A Associação Nacional dos Fabricantes de Veículos Automotores (Anfavea) informou recentemente que o setor investirá US$ 15 bilhões nos próximos anos para elevar a capacidade instalada de 3 milhões para 5 milhões de veículos/ano. "O setor operou com capacidade entre 60% e 70% por muitos anos. Agora, a ociosidade se reduziu a ponto de estimular investimentos", avalia Paulo Mol, economista da Confederação Nacional das Indústrias (CNI).

Ele observa ainda que 71% dos investimentos nas indústrias provêm de recursos das empresas. O restante têm como fonte financiamentos bancários e investimento estrangeiro - o que significa que os aportes na indústria podem superar em muito os pedidos registrados no BNDES. "Por isso, o empresário precisa confiar em um crescimento permanente da demanda para investir", afirma Mol.

Em geral, as indústrias conseguem ampliar a capacidade de uma fábrica em até 30% sem precisar construir outra unidade.
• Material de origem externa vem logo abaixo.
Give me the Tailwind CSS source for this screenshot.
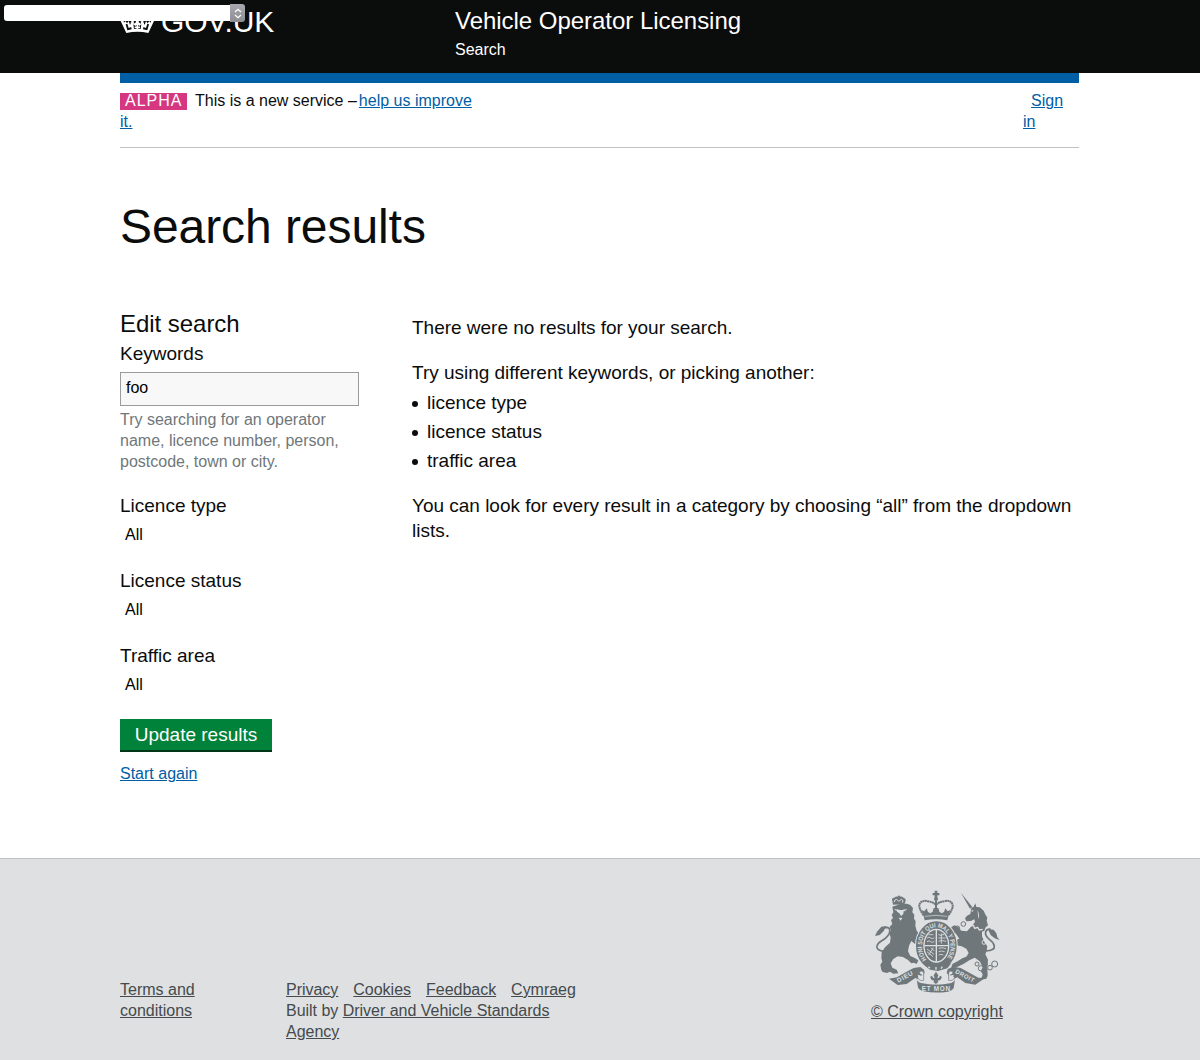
<!DOCTYPE html>
<html lang="en">
<head>
<meta charset="utf-8">
<title>Search results</title>
<script src="https://cdn.jsdelivr.net/npm/@tailwindcss/browser@4"></script>
</head>
<body class="bg-white text-[#0b0c0c] font-['Liberation_Sans',Arial,sans-serif] h-[1060px] overflow-hidden flex flex-col">

<!-- Debug toolbar select -->
<div class="absolute left-1 top-1 z-10 flex h-[18px] w-[241px]">
  <div class="mt-px h-4 w-[226px] rounded-l-[3px] bg-white"></div>
  <div class="flex h-[18px] w-[15px] items-center justify-center rounded-r-[3px] bg-linear-to-b from-[#a9a8ae] to-[#8e8d93]">
    <svg class="h-[11px] w-2" viewBox="0 0 8 11" fill="none" stroke="#fff" stroke-width="1.2"><path d="M1 4 4 1.2 7 4M1 7l3 2.8L7 7"/></svg>
  </div>
</div>

<header class="h-[73px] shrink-0 bg-[#0b0c0c] text-white">
  <div class="flex pl-[120px]">
    <div class="flex w-[335px] pt-1">
      <svg class="mt-px h-[30px] w-[35px]" viewBox="0 0 105 90" fill="#fff">
        <path d="M19 84 2 48l8-2 2 7 4-5 5 7 5-7 4 11 5-6-2-6 9 2-1 7 7-4-1-6h10l-1 6 7 4-1-7 9-2-2 6 5 6 4-11 5 7 5-7 4 5 2-7 8 2-17 36Q53 77 19 84z"/>
        <circle cx="52" cy="24" r="8"/><circle cx="8" cy="38" r="6"/><circle cx="96" cy="38" r="6"/>
        <path d="M17 58l5-2 4 13 8-3 1 7-13 3zM87 58l-5-2-4 13-8-3-1 7 13 3zM40 58l6 5 6-5 6 5 6-5-2 14H42z" fill="#0b0c0c"/>
        <path d="M52 52v22M44 67h16M34 52l3 16M70 52l-3 16" stroke="#fff" stroke-width="5"/>
      </svg>
      <span class="ml-[6px] text-[30px] leading-[36px] tracking-[-0.15px]">GOV.UK</span>
    </div>
    <div>
      <div class="pt-[6px] text-2xl leading-[30px] tracking-[-0.03px]">Vehicle Operator Licensing</div>
      <div class="mt-1 text-base leading-5">Search</div>
    </div>
  </div>
</header>

<main class="mx-[120px] h-[785px] w-[959px] shrink-0">
  <div class="h-[10px] bg-[#005ea5]"></div>
  <div class="flex h-[65px] justify-between border-b border-[#bfc1c3] pt-[7px] text-base leading-[21px]">
    <div class="w-[400px]">
      <div class="flex items-center">
        <span class="mt-[2px] mr-2 h-[17px] w-[67px] bg-[#d53880] pl-[5px] leading-4 tracking-[1px] text-white">ALPHA</span>
        <span class="mr-[2px]">This is a new service –</span><a class="text-[#005ea5] underline">help us improve</a>
      </div>
      <a class="text-[#005ea5] underline">it.</a>
    </div>
    <div class="w-14 text-[#005ea5]"><a class="ml-2 underline">Sign</a><br><a class="underline">in</a></div>
  </div>

  <h1 class="mt-[54px] text-5xl leading-[50px] tracking-[-0.07px]">Search results</h1>

  <div class="mt-[57px] flex">
    <form class="w-[239px]">
      <h2 class="text-2xl leading-[30px] tracking-[-0.04px]">Edit search</h2>
      <label class="mt-[2px] block text-[19px] leading-[25px]">Keywords</label>
      <div class="mt-[6px] h-[34px] border border-[#9a9b9c] bg-[#f8f8f8] px-[5px] text-base leading-[30px] text-black">foo</div>
      <p class="mt-[3px] text-base leading-[21px] text-[#6f777b]">Try searching for an operator name, licence number, person, postcode, town or city.</p>
      <label class="mt-[21px] block text-[19px] leading-[25px]">Licence type</label>
      <div class="mt-[7px] pl-[5px] text-base leading-5 text-black">All</div>
      <label class="mt-[23px] block text-[19px] leading-[25px]">Licence status</label>
      <div class="mt-[7px] pl-[5px] text-base leading-5 text-black">All</div>
      <label class="mt-[23px] block text-[19px] leading-[25px]">Traffic area</label>
      <div class="mt-[7px] pl-[5px] text-base leading-5 text-black">All</div>
      <div class="mt-6 h-[33px] w-[152px] border-b-2 border-[#003618] bg-[#00823b] text-center text-[19px] leading-[31px] text-white">Update results</div>
      <a class="mt-[11px] block text-base leading-[21px] text-[#005ea5] underline">Start again</a>
    </form>
    <section class="ml-[53px] w-[667px] pt-[6px] text-[19px] leading-[25px] tracking-[-0.015px]">
      <p>There were no results for your search.</p>
      <p class="mt-5">Try using different keywords, or picking another:</p>
      <ul class="mt-[5px] space-y-1">
        <li class="flex items-center"><span class="mt-[2px] mr-[9px] size-[6px] rounded-full bg-[#0b0c0c]"></span>licence type</li>
        <li class="flex items-center"><span class="mt-[2px] mr-[9px] size-[6px] rounded-full bg-[#0b0c0c]"></span>licence status</li>
        <li class="flex items-center"><span class="mt-[2px] mr-[9px] size-[6px] rounded-full bg-[#0b0c0c]"></span>traffic area</li>
      </ul>
      <p class="mt-5">You can look for every result in a category by choosing “all” from the dropdown<br>lists.</p>
    </section>
  </div>
</main>

<footer class="flex h-[202px] shrink-0 border-t border-[#bfc1c3] bg-[#dee0e2] pl-[120px] text-base leading-[21px] text-[#454a4c]">
  <div class="w-[166px] pt-[120px]"><a class="underline">Terms and<br>conditions</a></div>
  <div class="w-[585px] pt-[120px] tracking-[-0.02px]">
    <div class="flex gap-[15px]"><a class="underline">Privacy</a><a class="underline">Cookies</a><a class="underline">Feedback</a><a class="underline">Cymraeg</a></div>
    <div>Built by <a class="underline">Driver and Vehicle Standards<br>Agency</a></div>
  </div>
  <div class="w-[134px] pt-[31px]">
    <svg class="ml-[3px] h-[104px] w-[126px]" viewBox="42 30 378 312" fill="#6f777b">
      <!-- lion -->
      <path d="M99 74 97 62q-4-8 6-9 4-4 9-3l5-4 5 4q6-2 9 4 9 2 5 11l-4 11q-17-4-33-2z"/>
      <path d="M103 66q1-9 7-8l6 6 8-6q7 1 4 10" fill="none" stroke="#dee0e2" stroke-width="3"/>
      <path d="M97 80 100 97l-5 8 4 9-6 6 4 12-8 8 4 12-6 6 5 14-2 16-15 14-10 15-1 17 3 11-6 9 3 16 4 6 13 3 9-4 10 6 15-1-5-11-13-6-5-13 8-13 13-8 16 2 15 9 10 10 8-2 8 4 5-11-12-8-12-5-7-14 3-17 7-14 11 9 12 4 6-12-4-8 3-9-12-15-4-15 1-13-5-8 1-12-6-7 2-13-8-9-10-4-18 0z"/>
      <path d="m110 87 9 3h8l9-3-5 7-1 8-7 6-5-8-7-5zM116 113l6 9 5-8zM122 140l-4 30M136 140l5 34" fill="#dee0e2"/>
      <path d="m104 88 10 5M140 88l-8 5" fill="none" stroke="#dee0e2" stroke-width="3"/>
      <path d="M70 214q-22-4-19-16 2-9 14-16 16-8 23-22 5-16-7-18-13 0-20 14" fill="none" stroke="#6f777b" stroke-width="5"/>
      <path d="m45 168 6-13 13-15 15-2-8 15-12 12z"/>
      <!-- unicorn -->
      <path d="m303 39 34 42-7 5z"/>
      <path d="m334 84 7-4 5-10 3 11 10 1 12 10 4 9 7 12-2 9 4 14-7 6-4 10-7 3 0 14 7 17 9 13-2 14-4 10 8 16-2 21 1 27-4 9-17 3 6-15-5-11 5-12-9-17-15-11-16 8-18 11-23 11-13-3 4-9 16-8 13-8 12-5 7-11-7-13-14-7-17-3-6-9 7-7 9-4-10-15-12-6-5-12 12-7 11 4 10 12 17 2 12-14 12-14-2-8-10 5-14 1-4-9 6-8 10-5z"/>
      <path d="m333 92 8-2-4 6zM352 90q8 14 4 28" fill="#dee0e2"/>
      <path d="m315 128 12 2 4 8 9-2 4 9 9-3 5 8 10-2" fill="none" stroke="#dee0e2" stroke-width="4"/>
      <path d="M377 213q28-1 26-15-2-11-15-20-14-12-11-23 4-9 15-7" fill="none" stroke="#6f777b" stroke-width="5"/>
      <path d="m384 148 17 1 8 11 3 12 7 8-15-5-12-10z"/>
      <g fill="none" stroke="#6f777b" stroke-width="3"><circle cx="310" cy="132" r="7"/><circle cx="292" cy="145" r="7"/><circle cx="372" cy="187" r="6" stroke="#dee0e2"/><circle cx="351" cy="252" r="6"/><circle cx="363" cy="265" r="8"/><circle cx="376" cy="252" r="6"/><circle cx="390" cy="263" r="7"/><circle cx="404" cy="252" r="9"/></g>
      <!-- royal crown -->
      <path d="M224 32h8v7h6v7h-6v7h-8v-7h-6v-7h6z"/><circle cx="228" cy="57" r="6"/>
      <path d="M191 106q-17-24-12-34 6-13 25-8 15 2 21 8h6q6-6 21-8 19-5 25 8 5 10-12 34" fill="none" stroke="#6f777b" stroke-width="6" stroke-dasharray="6 1"/>
      <path d="M228 62v30" fill="none" stroke="#6f777b" stroke-width="6"/>
      <path d="m190 104-5-14 8 4 7-9 4 11 7 4 7-5 3-11h14l3 11 7 5 7-4 4-11 7 9 8-4-5 14-4 17q-34-7-68 0z"/>
      <path d="M195 109q33-6 66 0" fill="none" stroke="#dee0e2" stroke-width="2"/>
      <!-- garter and shield -->
      <ellipse cx="229" cy="197" rx="64" ry="77" fill="#dee0e2"/>
      <ellipse cx="229" cy="197" rx="50" ry="62" fill="none" stroke="#6f777b" stroke-width="22"/>
      <path id="garter" d="M200 238A43 55 0 1 1 258 238" fill="none"/>
      <text fill="#dee0e2" font-family="Liberation Sans" font-size="19" font-weight="700"><textPath href="#garter" textLength="236" lengthAdjust="spacingAndGlyphs">HONI SOIT QUI MAL Y PENSE</textPath></text>
      <ellipse cx="229" cy="197" rx="38" ry="50" fill="#dee0e2"/>
      <ellipse cx="229" cy="197" rx="35" ry="47"/>
      <path d="M229 150v94M194 197h70" stroke="#dee0e2" stroke-width="4"/>
      <path d="M201 174q7-5 11 0t11-1M201 185q7-5 11 0t11-1M205 164h15M201 207l21 16M201 215l18 15M213 203l10 10M220 203l-14 22M235 164q7 5 17-1M235 174h22M236 184q8-5 22 0M236 205q10-4 22 1M236 215q8-4 18 0M236 225q6-4 14 0M244 160v31" fill="none" stroke="#dee0e2" stroke-width="2.5"/>
      <path d="m184 247 22 10 21 5 26-3 22-11-13 17-28 8-24-4z"/>
      <path d="m205 260 5 4M228 261v8M247 260l-4 6" stroke="#dee0e2" stroke-width="4"/>
      <!-- motto ribbon -->
      <path d="m87 296 24-4 22-13 28-15 20-3 11 8 2 9-7 10-14-4 3 14-10-4-26 18-27 3z"/>
      <path d="m375 294-20-1-27-15-26-14-25-4-14 8-3 10 7 10 14-4-2 14 13-6 24 17 30 5z"/>
      <path d="M169 292q0 14 14 17 45 10 91 0 12-4 12-17l-5 33q-4 7-17 10-37 6-74-1-14-4-16-12z"/>
      <path d="M173 293q5 11 18 8V277q-7-8-13 0 1 9 9 8M284 293q-5 11-18 8V277q7-8 13 0-1 9-9 8" fill="#dee0e2" stroke="#6f777b" stroke-width="2"/>
      <path d="m228 275 7 11-3 9 5-2 3-6 6 4-5 9-8 2 2 5-5 2-2 6-3-6-5-2 3-5-8-2-5-9 6-4 3 6 5 2-3-9z"/>
      <g fill="#dee0e2" font-family="Liberation Sans" font-weight="700" font-size="19">
        <text transform="translate(115 308) rotate(-28)" textLength="51">DIEU</text>
        <text transform="translate(284 278) rotate(28)" font-size="18" textLength="62">DROIT</text>
        <text x="185" y="332" textLength="85">ET MON</text>
      </g>
    </svg>
    <a class="mt-[7px] block underline">© Crown copyright</a>
  </div>
</footer>
</body>
</html>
Quando a demanda supera esse nível, a empresa tem como opções arrendar uma unidade, terceirizar parte da produção ou construir uma fábrica. "O que difere o período atual do passado é que a expansão da economia doméstica está mais duradoura e regular", acrescenta o economista da CNI.

O setor automotivo tem respondido por um terço da expansão da atividade industrial e também contribui para elevar a demanda de setores básicos, como o metalúrgico, de borracha e plástico e de máquinas e equipamentos. De fato, o uso próximo do limite da capacidade em setores básicos é o que mais preocupa, já que uma demanda explosiva provocaria alta nos preços de insumos e pressão inflacionária ao longo da cadeia.

Júlio Gomes de Almeida, consultor do Instituto de Estudos para o Desenvolvimento Industrial (Iedi), pondera que setores básicos tradicionalmente operam com nível de capacidade entre 85% e 90%, principalmente os que utilizam auto-forno, como metalurgia e papel e celulose. "Para bens de consumo, 85% de capacidade é um sinalizador para a realização de investimentos", compara.

O setor de metalurgia, que em janeiro operava com 91,4% da capacidade, recebeu R$ 5,38 bilhões em financiamentos do BNDES entre 2006 e 2007, sendo que, no ano passado, recebeu aprovação de R$ 3,4 bilhões - parte desses recursos serão aportados pelas indústrias neste ano. De acordo com o Instituto Brasileiro de Siderurgia (IBS), os projetos já anunciados somam R$ 23 bilhões e, quando concluídos, elevarão a capacidade de produção de aço no país de 37,1 milhões para 63 milhões de toneladas por ano até 2012.

"O problema de oferta está equilibrado. Não vejo um setor da economia com margem de capacidade explosivamente alta e que não esteja fazendo investimentos", afirma Almeida. De acordo com o economista, investimentos em plantas do setor básico levam entre dois e três anos desde a construção até o início das operações da fábrica. Em outros segmentos, o prazo médio é de até dois anos. "Nesse meio tempo, as indústrias devem se manter no patamar de utilização atual", diz.

O otimismo também é válido para os setores de alimentos, químico e de borracha e plástico, que elevaram os investimentos nos últimos dois anos e operam com uma capacidade próxima a 80% - esses setores estão entre os que mais investiram desde 2006.

Bráulio Borges, economista da LCA Consultores, cita como fator positivo o incremento dos aportes nos setores de energia e logística. Os desembolsos para infra-estrutura e logística saltaram de R$ 15,8 bilhões para R$ 25,6 bilhões entre 2006 e 2007. Do total, os montantes para energia elétrica dobraram, de R$ 3,2 bilhões para R$ 6,4 bilhões; para transporte terrestre, os volumes passaram de R$ 7,2 bilhões para R$ 11,5 bilhões.

Os desembolsos para energia e gás passaram de R$ 4,8 bilhões em 2006 para R$ 8,1 bilhões no ano passado. Os valores aumentam quando se trata dos financiamentos aprovados. O segmento de infra-estrutura registrou crescimento de 104% em 2007, chegando a R$ 45,6 bilhões. Em transporte, a alta foi de 68%, para R$ 15,5 bilhões e, em energia elétrica, de 207%, para R$ 12,8 bilhões.

"A aceleração de investimentos nessas áreas é um indício de que o custo-Brasil vai se reduzir nos próximos anos e pode ser um alívio para o custo das indústrias de transformação", afirma Borges. Na avaliação do economista, os aportes em energia podem dirimir os riscos de racionamento previstos para o fim da década. "Os investimentos em infra-estrutura e logística geram externalidades positivas para todos os demais setores."